#### What is asked
Find every line of the listing below where "components" appears, and copy it.

#### Record extracts
= = =
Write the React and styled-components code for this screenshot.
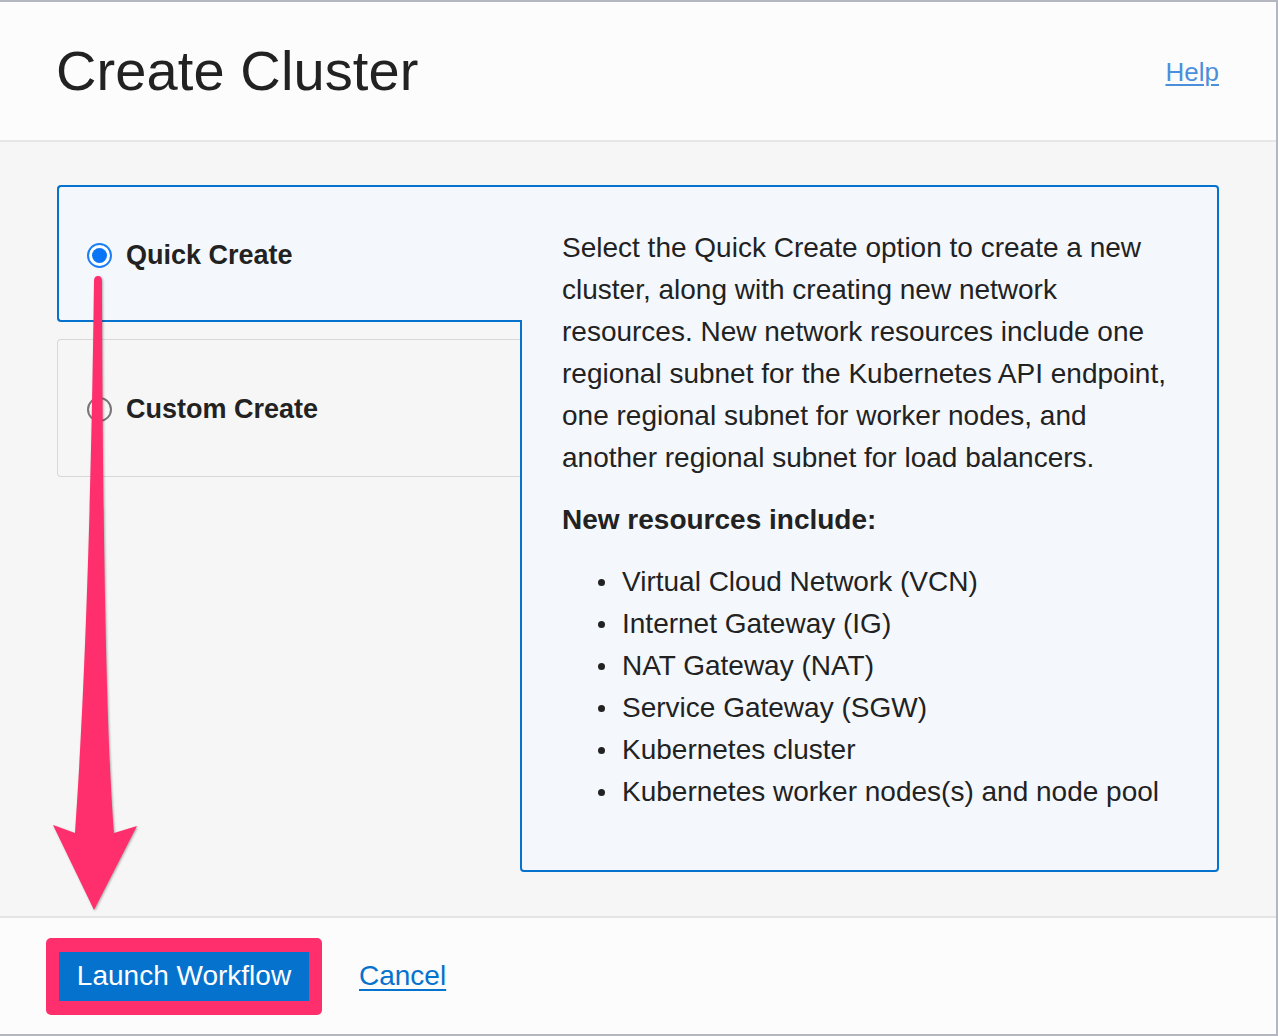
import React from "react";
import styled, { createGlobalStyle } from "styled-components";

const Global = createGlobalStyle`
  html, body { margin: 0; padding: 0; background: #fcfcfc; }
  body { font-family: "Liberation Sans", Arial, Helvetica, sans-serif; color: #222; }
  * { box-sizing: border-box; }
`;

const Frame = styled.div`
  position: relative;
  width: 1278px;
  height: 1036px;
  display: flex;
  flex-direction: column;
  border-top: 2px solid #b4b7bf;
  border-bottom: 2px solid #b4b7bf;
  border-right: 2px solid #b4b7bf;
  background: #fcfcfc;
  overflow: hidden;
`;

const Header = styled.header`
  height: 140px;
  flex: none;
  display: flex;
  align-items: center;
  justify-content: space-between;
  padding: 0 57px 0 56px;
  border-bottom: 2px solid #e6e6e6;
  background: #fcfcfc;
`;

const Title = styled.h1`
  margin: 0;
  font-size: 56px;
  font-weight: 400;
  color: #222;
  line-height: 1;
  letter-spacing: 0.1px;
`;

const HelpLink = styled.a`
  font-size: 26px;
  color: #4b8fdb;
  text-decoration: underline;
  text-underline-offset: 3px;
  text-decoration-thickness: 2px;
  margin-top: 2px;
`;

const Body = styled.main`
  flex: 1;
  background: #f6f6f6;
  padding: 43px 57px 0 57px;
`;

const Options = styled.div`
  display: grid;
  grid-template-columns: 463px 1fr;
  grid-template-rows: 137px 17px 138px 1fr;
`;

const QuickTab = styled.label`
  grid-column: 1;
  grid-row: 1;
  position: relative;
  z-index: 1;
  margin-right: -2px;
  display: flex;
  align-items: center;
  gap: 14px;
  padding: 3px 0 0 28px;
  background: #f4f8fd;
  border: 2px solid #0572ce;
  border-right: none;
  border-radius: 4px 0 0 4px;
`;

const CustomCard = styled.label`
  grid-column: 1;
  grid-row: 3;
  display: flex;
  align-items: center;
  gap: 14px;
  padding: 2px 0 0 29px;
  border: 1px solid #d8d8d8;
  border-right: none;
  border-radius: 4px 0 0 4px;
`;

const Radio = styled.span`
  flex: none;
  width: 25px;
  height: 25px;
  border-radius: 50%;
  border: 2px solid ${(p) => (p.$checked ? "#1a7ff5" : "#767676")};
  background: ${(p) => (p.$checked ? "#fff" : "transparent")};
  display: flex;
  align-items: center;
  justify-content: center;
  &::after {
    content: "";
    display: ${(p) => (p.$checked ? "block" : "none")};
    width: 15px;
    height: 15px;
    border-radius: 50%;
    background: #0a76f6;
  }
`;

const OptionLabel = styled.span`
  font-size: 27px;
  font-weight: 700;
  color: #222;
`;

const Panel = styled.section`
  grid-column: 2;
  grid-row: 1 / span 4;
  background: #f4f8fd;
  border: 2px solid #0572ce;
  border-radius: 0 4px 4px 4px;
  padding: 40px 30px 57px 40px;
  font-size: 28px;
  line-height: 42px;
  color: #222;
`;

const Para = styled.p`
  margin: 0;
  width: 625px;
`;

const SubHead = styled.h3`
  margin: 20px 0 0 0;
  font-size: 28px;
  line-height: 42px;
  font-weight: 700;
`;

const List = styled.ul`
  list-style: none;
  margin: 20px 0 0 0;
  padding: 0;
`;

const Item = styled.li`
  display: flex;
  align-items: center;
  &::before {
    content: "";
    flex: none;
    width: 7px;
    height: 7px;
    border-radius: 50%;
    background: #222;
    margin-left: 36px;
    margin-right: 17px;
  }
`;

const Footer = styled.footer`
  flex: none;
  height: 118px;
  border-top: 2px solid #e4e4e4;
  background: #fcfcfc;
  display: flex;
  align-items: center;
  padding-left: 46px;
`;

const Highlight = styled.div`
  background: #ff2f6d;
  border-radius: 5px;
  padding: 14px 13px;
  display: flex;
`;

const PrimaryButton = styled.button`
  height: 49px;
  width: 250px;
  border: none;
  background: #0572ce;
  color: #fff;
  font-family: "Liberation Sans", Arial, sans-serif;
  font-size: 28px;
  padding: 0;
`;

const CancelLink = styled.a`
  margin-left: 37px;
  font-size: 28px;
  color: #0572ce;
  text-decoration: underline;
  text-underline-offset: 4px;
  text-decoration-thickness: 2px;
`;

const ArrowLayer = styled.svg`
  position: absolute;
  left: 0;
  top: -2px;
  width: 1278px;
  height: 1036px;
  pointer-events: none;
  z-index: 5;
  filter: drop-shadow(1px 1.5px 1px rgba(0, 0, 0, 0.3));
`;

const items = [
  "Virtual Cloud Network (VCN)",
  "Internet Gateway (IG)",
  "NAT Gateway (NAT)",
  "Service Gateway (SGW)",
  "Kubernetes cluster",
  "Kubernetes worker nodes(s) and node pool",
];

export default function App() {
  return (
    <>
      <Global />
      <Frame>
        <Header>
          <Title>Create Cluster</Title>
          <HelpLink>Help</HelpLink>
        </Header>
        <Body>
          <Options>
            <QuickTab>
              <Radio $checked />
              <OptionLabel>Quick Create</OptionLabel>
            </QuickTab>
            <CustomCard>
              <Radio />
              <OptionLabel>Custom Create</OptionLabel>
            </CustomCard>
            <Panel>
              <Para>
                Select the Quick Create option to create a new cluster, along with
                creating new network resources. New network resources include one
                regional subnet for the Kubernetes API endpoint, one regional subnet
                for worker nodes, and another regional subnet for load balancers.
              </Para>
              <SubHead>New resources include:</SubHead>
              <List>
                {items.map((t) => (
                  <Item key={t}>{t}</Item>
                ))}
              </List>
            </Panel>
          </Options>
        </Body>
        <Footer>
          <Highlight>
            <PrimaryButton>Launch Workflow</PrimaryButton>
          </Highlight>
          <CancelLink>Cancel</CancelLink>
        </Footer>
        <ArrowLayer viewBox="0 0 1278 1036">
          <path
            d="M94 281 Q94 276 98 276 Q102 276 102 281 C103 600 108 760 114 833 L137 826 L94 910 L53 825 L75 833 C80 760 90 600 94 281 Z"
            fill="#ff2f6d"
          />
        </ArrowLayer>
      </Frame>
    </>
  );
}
= = =
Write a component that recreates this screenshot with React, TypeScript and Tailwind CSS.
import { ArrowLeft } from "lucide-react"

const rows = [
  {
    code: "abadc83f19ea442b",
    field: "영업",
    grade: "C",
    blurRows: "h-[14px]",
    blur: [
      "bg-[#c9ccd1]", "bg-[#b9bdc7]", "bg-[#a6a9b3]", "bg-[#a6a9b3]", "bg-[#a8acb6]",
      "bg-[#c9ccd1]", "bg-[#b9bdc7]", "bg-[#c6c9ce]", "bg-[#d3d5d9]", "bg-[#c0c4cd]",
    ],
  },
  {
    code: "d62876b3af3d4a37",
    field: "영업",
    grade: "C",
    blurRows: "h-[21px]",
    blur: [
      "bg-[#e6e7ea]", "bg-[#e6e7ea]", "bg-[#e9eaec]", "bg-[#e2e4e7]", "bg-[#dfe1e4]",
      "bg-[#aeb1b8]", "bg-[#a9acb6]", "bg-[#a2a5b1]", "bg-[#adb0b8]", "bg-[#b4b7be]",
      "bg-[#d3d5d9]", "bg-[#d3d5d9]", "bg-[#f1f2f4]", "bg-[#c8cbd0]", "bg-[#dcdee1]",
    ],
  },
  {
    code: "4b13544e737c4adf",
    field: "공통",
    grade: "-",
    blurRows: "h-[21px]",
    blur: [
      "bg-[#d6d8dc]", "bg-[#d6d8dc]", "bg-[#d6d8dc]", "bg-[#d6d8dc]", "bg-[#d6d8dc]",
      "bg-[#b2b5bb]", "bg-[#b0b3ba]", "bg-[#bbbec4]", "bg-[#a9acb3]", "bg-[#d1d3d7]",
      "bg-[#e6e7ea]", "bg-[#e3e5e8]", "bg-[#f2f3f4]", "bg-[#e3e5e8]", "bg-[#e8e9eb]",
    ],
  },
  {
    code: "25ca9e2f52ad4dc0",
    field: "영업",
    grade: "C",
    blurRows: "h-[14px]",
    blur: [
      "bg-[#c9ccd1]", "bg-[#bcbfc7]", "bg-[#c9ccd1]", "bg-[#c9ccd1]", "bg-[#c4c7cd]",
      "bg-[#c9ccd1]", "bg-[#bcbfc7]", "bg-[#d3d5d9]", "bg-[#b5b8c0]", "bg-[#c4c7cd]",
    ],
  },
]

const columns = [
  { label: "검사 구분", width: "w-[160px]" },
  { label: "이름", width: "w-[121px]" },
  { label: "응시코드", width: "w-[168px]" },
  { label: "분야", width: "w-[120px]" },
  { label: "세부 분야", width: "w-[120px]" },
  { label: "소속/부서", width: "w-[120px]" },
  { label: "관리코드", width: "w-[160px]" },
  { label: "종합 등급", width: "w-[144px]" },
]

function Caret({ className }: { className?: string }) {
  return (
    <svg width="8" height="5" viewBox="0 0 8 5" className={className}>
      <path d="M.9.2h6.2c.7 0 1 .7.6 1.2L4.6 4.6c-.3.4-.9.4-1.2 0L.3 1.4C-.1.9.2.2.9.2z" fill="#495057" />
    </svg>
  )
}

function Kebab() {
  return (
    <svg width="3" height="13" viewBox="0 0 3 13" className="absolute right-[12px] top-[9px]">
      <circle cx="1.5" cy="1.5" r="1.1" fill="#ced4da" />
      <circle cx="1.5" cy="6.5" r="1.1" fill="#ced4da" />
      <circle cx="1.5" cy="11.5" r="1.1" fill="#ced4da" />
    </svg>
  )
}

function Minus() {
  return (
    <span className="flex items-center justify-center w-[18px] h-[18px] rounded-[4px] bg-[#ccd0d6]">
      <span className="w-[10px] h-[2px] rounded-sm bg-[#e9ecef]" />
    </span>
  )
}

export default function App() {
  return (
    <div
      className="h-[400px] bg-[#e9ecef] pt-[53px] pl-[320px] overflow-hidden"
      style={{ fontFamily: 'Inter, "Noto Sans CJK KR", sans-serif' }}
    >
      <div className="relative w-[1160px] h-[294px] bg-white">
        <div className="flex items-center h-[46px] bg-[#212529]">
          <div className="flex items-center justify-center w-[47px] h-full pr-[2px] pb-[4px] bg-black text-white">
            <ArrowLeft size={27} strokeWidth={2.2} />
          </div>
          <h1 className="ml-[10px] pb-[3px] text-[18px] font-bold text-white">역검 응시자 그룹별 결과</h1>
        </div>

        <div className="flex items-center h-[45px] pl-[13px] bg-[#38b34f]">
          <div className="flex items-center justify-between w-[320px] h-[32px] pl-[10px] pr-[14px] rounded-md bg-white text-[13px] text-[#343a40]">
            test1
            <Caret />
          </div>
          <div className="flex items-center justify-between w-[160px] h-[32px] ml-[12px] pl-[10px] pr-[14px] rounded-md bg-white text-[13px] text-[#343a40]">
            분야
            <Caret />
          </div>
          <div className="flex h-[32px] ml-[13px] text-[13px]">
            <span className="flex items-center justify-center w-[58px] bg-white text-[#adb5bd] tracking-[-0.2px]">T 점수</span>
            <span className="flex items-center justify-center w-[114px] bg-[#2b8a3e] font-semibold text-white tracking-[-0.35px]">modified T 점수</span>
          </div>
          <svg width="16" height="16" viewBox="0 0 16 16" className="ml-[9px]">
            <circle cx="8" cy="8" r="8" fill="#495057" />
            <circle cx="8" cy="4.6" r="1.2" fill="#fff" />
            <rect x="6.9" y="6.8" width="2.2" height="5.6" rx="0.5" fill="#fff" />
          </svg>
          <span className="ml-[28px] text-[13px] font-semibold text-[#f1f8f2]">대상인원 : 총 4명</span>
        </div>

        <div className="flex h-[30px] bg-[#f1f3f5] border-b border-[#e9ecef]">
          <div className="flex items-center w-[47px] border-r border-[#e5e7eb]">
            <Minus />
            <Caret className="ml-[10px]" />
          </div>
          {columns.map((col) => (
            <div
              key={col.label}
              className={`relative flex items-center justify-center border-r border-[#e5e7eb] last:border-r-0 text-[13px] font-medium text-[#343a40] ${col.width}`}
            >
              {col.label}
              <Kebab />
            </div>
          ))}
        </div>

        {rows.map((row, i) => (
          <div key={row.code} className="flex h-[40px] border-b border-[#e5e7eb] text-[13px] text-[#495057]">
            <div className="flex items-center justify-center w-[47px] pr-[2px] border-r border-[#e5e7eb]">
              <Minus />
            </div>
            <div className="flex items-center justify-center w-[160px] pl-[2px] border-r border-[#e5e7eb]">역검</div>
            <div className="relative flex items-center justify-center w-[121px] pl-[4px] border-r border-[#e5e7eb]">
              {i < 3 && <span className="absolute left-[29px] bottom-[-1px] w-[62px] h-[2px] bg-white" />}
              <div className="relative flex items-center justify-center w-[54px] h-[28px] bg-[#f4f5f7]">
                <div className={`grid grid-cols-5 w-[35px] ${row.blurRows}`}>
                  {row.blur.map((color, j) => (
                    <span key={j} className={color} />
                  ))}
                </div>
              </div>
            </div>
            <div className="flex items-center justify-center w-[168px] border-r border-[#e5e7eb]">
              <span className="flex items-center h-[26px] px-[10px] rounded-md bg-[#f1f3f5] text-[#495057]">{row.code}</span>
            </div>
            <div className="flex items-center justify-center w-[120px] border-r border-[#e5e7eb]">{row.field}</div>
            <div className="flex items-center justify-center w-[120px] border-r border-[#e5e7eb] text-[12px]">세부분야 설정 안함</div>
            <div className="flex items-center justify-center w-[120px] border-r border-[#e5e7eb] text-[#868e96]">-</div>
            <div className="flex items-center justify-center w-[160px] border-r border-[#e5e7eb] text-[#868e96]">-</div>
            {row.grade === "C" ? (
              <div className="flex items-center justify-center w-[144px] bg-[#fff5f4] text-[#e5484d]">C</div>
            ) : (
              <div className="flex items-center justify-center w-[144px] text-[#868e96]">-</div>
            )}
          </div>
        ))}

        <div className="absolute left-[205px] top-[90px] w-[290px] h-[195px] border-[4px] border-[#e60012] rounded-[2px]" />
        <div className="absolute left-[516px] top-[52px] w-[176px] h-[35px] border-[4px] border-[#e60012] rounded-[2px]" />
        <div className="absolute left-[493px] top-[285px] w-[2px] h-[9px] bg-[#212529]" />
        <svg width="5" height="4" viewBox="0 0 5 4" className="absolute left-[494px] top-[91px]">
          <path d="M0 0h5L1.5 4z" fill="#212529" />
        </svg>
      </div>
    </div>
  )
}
= = =
#### Response
Write the React and styled-components code for this screenshot.
import styled, { createGlobalStyle } from "styled-components";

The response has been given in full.